Um grande filme que não parece sê-lo à primeira vista (pelo menos a mim), mas que cresceu com o tempo, extravasando, na ideia que fui construindo sobre o que havia visto, algo muito maior do que o que Blake Edwards filmou, Truman Capote escreveu e Audrey Hepburn e George Peppard corporizaram: Boneca de Luxo – Breakfast at Tiffany’s!
Um filme que se me apresentou como ligeiro, mas que depressa foi galgando as camadas da compreensão, da sensação, esse objecto estranho que fica depois de tudo ter terminado, quando na realidade percebemos que é aí que tudo começa para nós, que ao reviver o que vimos, ao recuperar pedacinhos do filme, tudo se transforma no novo sentido que lhe damos, refazendo uma obra que, no momento em que a vimos, em casa ou no cinema, era igual para todos, em algo só nosso.
Vi Boneca de Luxo em casa, num canal por cabo, antes dos trinta. Um dos meus pais (não me lembro qual) apareceu na sala e disse que o filme era conhecido, ficando a vê-lo comigo. Ainda bem por um lado; ainda mal por outro. É um filme delicioso, com uma música lindíssima de Henry Mancini, Moonriver, que anos mais tarde tentei arranhar na guitarra, sem grande sucesso – que se ajusta na perfeição à toada do filme.

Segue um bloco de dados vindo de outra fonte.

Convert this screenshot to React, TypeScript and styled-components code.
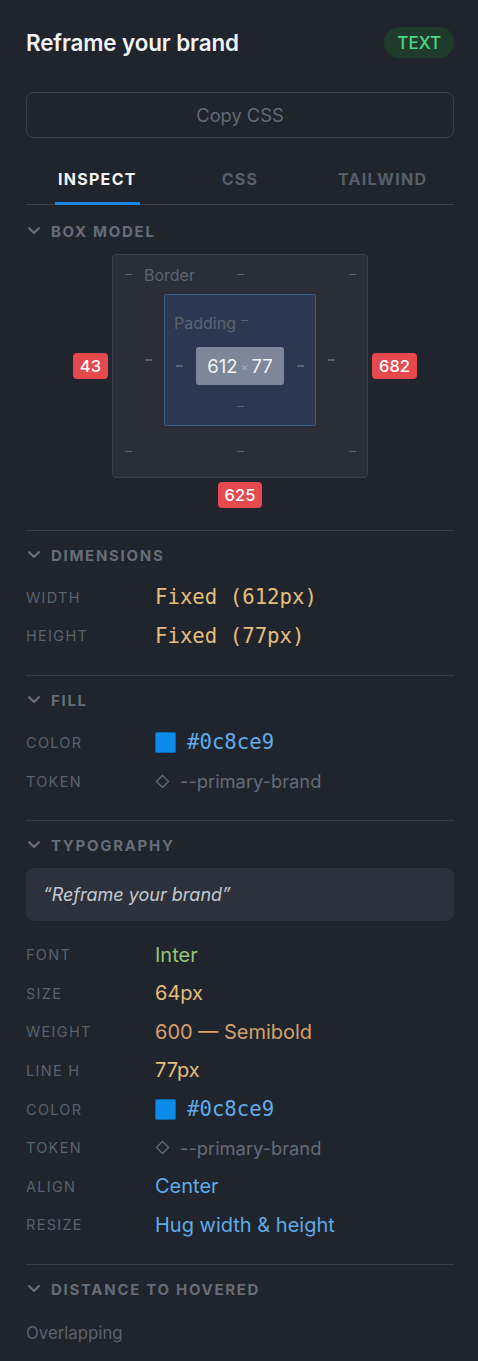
import React from "react";
import styled, { createGlobalStyle } from "styled-components";

const GlobalStyle = createGlobalStyle`
  html, body { margin: 0; padding: 0; background: #20242c; }
  body { font-family: Inter, "Liberation Sans", sans-serif; -webkit-font-smoothing: antialiased; }
  * { box-sizing: border-box; }
`;

const Panel = styled.div`
  width: 478px;
  min-height: 1361px;
  background: #20242c;
  padding: 27px 24px 18px 26px;
  display: flex;
  flex-direction: column;
`;

const Header = styled.div`
  display: flex;
  align-items: center;
  justify-content: space-between;
  height: 31px;
`;

const Title = styled.h1`
  margin: 0;
  font-size: 22.4px;
  font-weight: 600;
  color: #f1f3f6;
  letter-spacing: -0.1px;
`;

const TypeBadge = styled.span`
  display: inline-flex;
  align-items: center;
  justify-content: center;
  height: 31px;
  padding: 0 13px;
  border-radius: 16px;
  background: #1e3b2b;
  color: #4fd685;
  font-size: 17px;
  font-weight: 500;
`;

const CopyButton = styled.button`
  margin-top: 34px;
  height: 46px;
  width: 100%;
  background: transparent;
  border: 1px solid #3a3f49;
  border-radius: 8px;
  color: #636a76;
  font-family: inherit;
  font-size: 18.3px;
  cursor: pointer;
`;

const Tabs = styled.div`
  margin-top: 22px;
  display: grid;
  grid-template-columns: repeat(3, 1fr);
  border-bottom: 1px solid #3a3f49;
`;

const Tab = styled.div`
  display: flex;
  justify-content: center;
`;

const TabLabel = styled.span<{ $active?: boolean }>`
  padding: 10px 3px 14px;
  margin-bottom: -1px;
  font-size: 16px;
  line-height: 18px;
  font-weight: 700;
  letter-spacing: 1.3px;
  color: ${(p) => (p.$active ? "#f3f4f6" : "#585f6b")};
  border-bottom: 3px solid ${(p) => (p.$active ? "#1b87e0" : "transparent")};
`;

const Section = styled.section<{ $divider?: boolean; $bottom?: number }>`
  padding-top: ${(p) => (p.$divider ? 14 : 16)}px;
  padding-bottom: ${(p) => p.$bottom ?? 20}px;
  border-top: ${(p) => (p.$divider ? "1px solid #373c46" : "none")};
  display: flex;
  flex-direction: column;
`;

const SectionHeader = styled.div`
  display: flex;
  align-items: center;
  gap: 11px;
  height: 20px;
  padding-left: 2px;
  font-size: 15px;
  font-weight: 700;
  letter-spacing: 1.7px;
  color: #666d79;
`;

const Chevron = () => (
  <svg width="12" height="8" viewBox="0 0 12 8" fill="none">
    <path d="M1.2 1.2 L6 6 L10.8 1.2" stroke="#666d79" strokeWidth="2.3" strokeLinecap="round" strokeLinejoin="round" />
  </svg>
);

const Rows = styled.div`
  margin-top: 13px;
  display: flex;
  flex-direction: column;
`;

const Row = styled.div`
  display: grid;
  grid-template-columns: 129px 1fr;
  align-items: center;
  height: 38.6px;
`;

const Label = styled.span`
  font-size: 14.5px;
  letter-spacing: 1.3px;
  color: #5b626e;
`;

const Value = styled.span<{ $color: string; $mono?: boolean }>`
  display: flex;
  align-items: center;
  gap: 11px;
  color: ${(p) => p.$color};
  font-family: ${(p) => (p.$mono ? '"DejaVu Sans Mono", "Liberation Mono", monospace' : 'Inter, "Liberation Sans", sans-serif')};
  font-size: ${(p) => (p.$mono ? "20.7px" : "20px")};
`;

const Swatch = styled.span`
  width: 21px;
  height: 21px;
  border-radius: 2px;
  background: #0c8ce9;
  box-shadow: inset 0 0 0 1px rgba(0, 0, 0, 0.25);
`;

const TokenText = styled.span`
  display: flex;
  align-items: center;
  gap: 10px;
  color: #646b77;
  font-size: 18.3px;
`;

const Diamond = () => (
  <svg width="15" height="15" viewBox="0 0 15 15" fill="none">
    <path d="M7.5 1.5 L13.5 7.5 L7.5 13.5 L1.5 7.5 Z" stroke="#646b77" strokeWidth="1.3" />
  </svg>
);

/* Box model */
const BoxModelGrid = styled.div`
  margin-top: 13px;
  display: grid;
  grid-template-columns: 1fr auto 1fr;
  align-items: center;
  column-gap: 4px;
  row-gap: 4px;
`;

const Measure = styled.span<{ $align?: "start" | "end" | "center" }>`
  justify-self: ${(p) => p.$align ?? "center"};
  height: 26px;
  padding: 0 7px;
  border-radius: 4px;
  background: #e5484d;
  color: #ffffff;
  font-size: 16.5px;
  font-weight: 500;
  display: inline-flex;
  align-items: center;
`;

const BottomMeasure = styled.div`
  grid-column: 2;
  display: flex;
  justify-content: center;
`;

const OuterBox = styled.div`
  width: 256px;
  height: 224px;
  background: #2a2e37;
  border: 1px solid #3b404a;
  border-radius: 4px;
  display: grid;
  grid-template-columns: 51px 152px 51px;
  grid-template-rows: 39px 132px 51px;
`;

const EdgeRow = styled.div`
  grid-column: 1 / -1;
  display: grid;
  grid-template-columns: 1fr auto 1fr;
  align-items: center;
  padding: 0 11px 0 12px;
`;

const BoxLabel = styled.span`
  font-size: 16px;
  color: #5d6471;
`;

const Dash = styled.span`
  display: inline-block;
  width: 7px;
  height: 1.5px;
  background: #5a6170;
`;

const EdgeLeft = styled.div`
  display: flex;
  align-items: center;
  gap: 12px;
`;

const EdgeRight = styled.div`
  display: flex;
  justify-content: flex-end;
`;

const SideCell = styled.div<{ $side: "left" | "right" }>`
  display: flex;
  align-items: center;
  justify-content: ${(p) => (p.$side === "left" ? "flex-end" : "flex-start")};
  padding: ${(p) => (p.$side === "left" ? "0 12px 0 0" : "0 0 0 12px")};
`;

const PaddingBox = styled.div`
  background: #2b3850;
  border: 1px solid #3a5c8f;
  border-radius: 2px;
  display: flex;
  flex-direction: column;
  padding: 18px 0 12px;
`;

const PaddingTop = styled.div`
  display: grid;
  grid-template-columns: 1fr auto 1fr;
  align-items: center;
  height: 18px;
  padding-left: 9px;
`;

const PaddingDash = styled(Dash)`
  margin-top: -5px;
`;

const ContentRow = styled.div`
  margin-top: 16px;
  display: flex;
  align-items: center;
  justify-content: center;
  gap: 13px;
`;

const ContentBox = styled.div`
  width: 88px;
  height: 38px;
  border-radius: 3px;
  background: #7e8799;
  color: #f2f4f7;
  font-size: 18.5px;
  display: flex;
  align-items: center;
  justify-content: center;
  gap: 3px;
`;

const Times = styled.span`
  font-size: 12px;
  color: #a3aab6;
`;

const BottomDashRow = styled.div`
  margin-top: 15px;
  height: 14px;
  display: flex;
  align-items: center;
  justify-content: center;
`;

const QuoteBox = styled.div`
  margin-top: 13px;
  height: 53px;
  border-radius: 8px;
  background: #2c313b;
  display: flex;
  align-items: center;
  padding: 0 17px;
  font-size: 18px;
  font-style: italic;
  color: #c4c8cf;
`;

const TypoRows = styled(Rows)`
  margin-top: 14px;
`;

const Note = styled.div`
  margin-top: 24px;
  font-size: 16.8px;
  color: #5b626e;
`;

type RowSpec = { label: string; node: React.ReactNode };

const SectionBlock: React.FC<{ title: string; divider?: boolean; bottom?: number; children: React.ReactNode }> = ({
  title,
  divider,
  bottom,
  children,
}) => (
  <Section $divider={divider} $bottom={bottom}>
    <SectionHeader>
      <Chevron />
      {title}
    </SectionHeader>
    {children}
  </Section>
);

const PropRows: React.FC<{ rows: RowSpec[] }> = ({ rows }) => (
  <>
    {rows.map((r) => (
      <Row key={r.label}>
        <Label>{r.label}</Label>
        {r.node}
      </Row>
    ))}
  </>
);

const colorNode = (
  <Value $color="#5fabea" $mono>
    <Swatch />
    #0c8ce9
  </Value>
);

const tokenNode = (
  <TokenText>
    <Diamond />
    --primary-brand
  </TokenText>
);

export default function App() {
  return (
    <>
      <GlobalStyle />
      <Panel>
        <Header>
          <Title>Reframe your brand</Title>
          <TypeBadge>TEXT</TypeBadge>
        </Header>
        <CopyButton>Copy CSS</CopyButton>
        <Tabs>
          <Tab>
            <TabLabel $active>INSPECT</TabLabel>
          </Tab>
          <Tab>
            <TabLabel>CSS</TabLabel>
          </Tab>
          <Tab>
            <TabLabel>TAILWIND</TabLabel>
          </Tab>
        </Tabs>

        <SectionBlock title="BOX MODEL" bottom={22}>
          <BoxModelGrid>
            <Measure $align="end">43</Measure>
            <OuterBox>
              <EdgeRow>
                <EdgeLeft>
                  <Dash />
                  <BoxLabel>Border</BoxLabel>
                </EdgeLeft>
                <Dash />
                <EdgeRight>
                  <Dash />
                </EdgeRight>
              </EdgeRow>
              <SideCell $side="left">
                <Dash />
              </SideCell>
              <PaddingBox>
                <PaddingTop>
                  <BoxLabel>Padding</BoxLabel>
                  <PaddingDash />
                  <span />
                </PaddingTop>
                <ContentRow>
                  <Dash />
                  <ContentBox>
                    612<Times>×</Times>77
                  </ContentBox>
                  <Dash />
                </ContentRow>
                <BottomDashRow>
                  <Dash />
                </BottomDashRow>
              </PaddingBox>
              <SideCell $side="right">
                <Dash />
              </SideCell>
              <EdgeRow>
                <EdgeLeft>
                  <Dash />
                </EdgeLeft>
                <Dash />
                <EdgeRight>
                  <Dash />
                </EdgeRight>
              </EdgeRow>
            </OuterBox>
            <Measure $align="start">682</Measure>
            <BottomMeasure>
              <Measure>625</Measure>
            </BottomMeasure>
          </BoxModelGrid>
        </SectionBlock>

        <SectionBlock title="DIMENSIONS" divider>
          <Rows>
            <PropRows
              rows={[
                { label: "WIDTH", node: <Value $color="#e3bf7c" $mono>Fixed (612px)</Value> },
                { label: "HEIGHT", node: <Value $color="#e3bf7c" $mono>Fixed (77px)</Value> },
              ]}
            />
          </Rows>
        </SectionBlock>

        <SectionBlock title="FILL" divider>
          <Rows>
            <PropRows
              rows={[
                { label: "COLOR", node: colorNode },
                { label: "TOKEN", node: tokenNode },
              ]}
            />
          </Rows>
        </SectionBlock>

        <SectionBlock title="TYPOGRAPHY" divider>
          <QuoteBox>“Reframe your brand”</QuoteBox>
          <TypoRows>
            <PropRows
              rows={[
                { label: "FONT", node: <Value $color="#97c47d">Inter</Value> },
                { label: "SIZE", node: <Value $color="#e3bf7c">64px</Value> },
                { label: "WEIGHT", node: <Value $color="#d6a06c">600 — Semibold</Value> },
                { label: "LINE H", node: <Value $color="#e3bf7c">77px</Value> },
                { label: "COLOR", node: colorNode },
                { label: "TOKEN", node: tokenNode },
                { label: "ALIGN", node: <Value $color="#5fabea">Center</Value> },
                { label: "RESIZE", node: <Value $color="#5fabea">Hug width &amp; height</Value> },
              ]}
            />
          </TypoRows>
        </SectionBlock>

        <SectionBlock title="DISTANCE TO HOVERED" divider>
          <Note>Overlapping</Note>
        </SectionBlock>
      </Panel>
    </>
  );
}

Depois, é um filme de Nova York, um filme onde a cidade é mais do que cenário, palco para amantes ou espectadora de um encontro. Ela, a big apple, participa na história e evolui com o amor não correspondido de Paul Varjak pela futilidade sofisticada da adorável Holly Golightly. Esta personagem tão ambígua, tonta (em parte na aparência) e ternurenta, gera a nossa simpatia apesar disso. Tal deve-se, julgo, à mestria de Capote e à excelência de Hepburn. Nunca um remake deste filme foi feito e creio que será difícil Holly Golightly renascer por alguém que não Hepburn. E não era só a sua beleza. Era qualquer coisa mais que ela aportava à ingénua personagem que nos hipnotizava.
Em 1961, o cinema saía do classicismo e entrava na irreverência da década onde os costumes foram quebrados e o experimentalismo e a provocação se insinuaram na agenda. Boneca de Luxo posiciona-se assim como um resistente descomplexado do fim de uma época, e, ao mesmo tempo, uma obra vanguardista que entronca bem na liberdade que os anos sessenta expandiriam.
A Comédia Romântica é um género muito difícil. Porque é fácil cair no ridículo ou no banal, nas frases feitas ou no romantismo pateta. Boneca de Luxo é tão mais do isso, que só de o recordar enquanto escrevo estas linhas me deu vontade de o rever. Rever o canastrão George Peppard (o Hanibal d’Os Soldados da Fortuna!) a formar par romântico com uma das divas maiores do Cinema. Rever como Blake Edwards conseguiu traduzir na tela a sensibilidade que Capote colocou na sua história. E rever Nova York filmada como poucos cineastas o fizeram, rivalizando com Woody Allen ou Scorcese.
Estivemos dois dias em Nova York. Mais do que os museus ou os musicais, o que assinalámos para ver no mapa (em tão pouco tempo) foram os locais de passagem onde acreditávamos viver o espírito da cidade que trazíamos dos livros e dos filmes. A Ponte de Brooklyn, Greenwich Village, ou Time Square foram locais obrigatórios óbvios, mas a Tiffany’s também constava da lista. Não por qualquer ambição em comprar uma joia que me obrigue a dar o cu para resto da vida, mas por ser um lugar emblemático num dos filmes mais doces que vi. Encontrámos duas Tiffany’s, não sendo nenhuma delas a do filme. Teremos que voltar.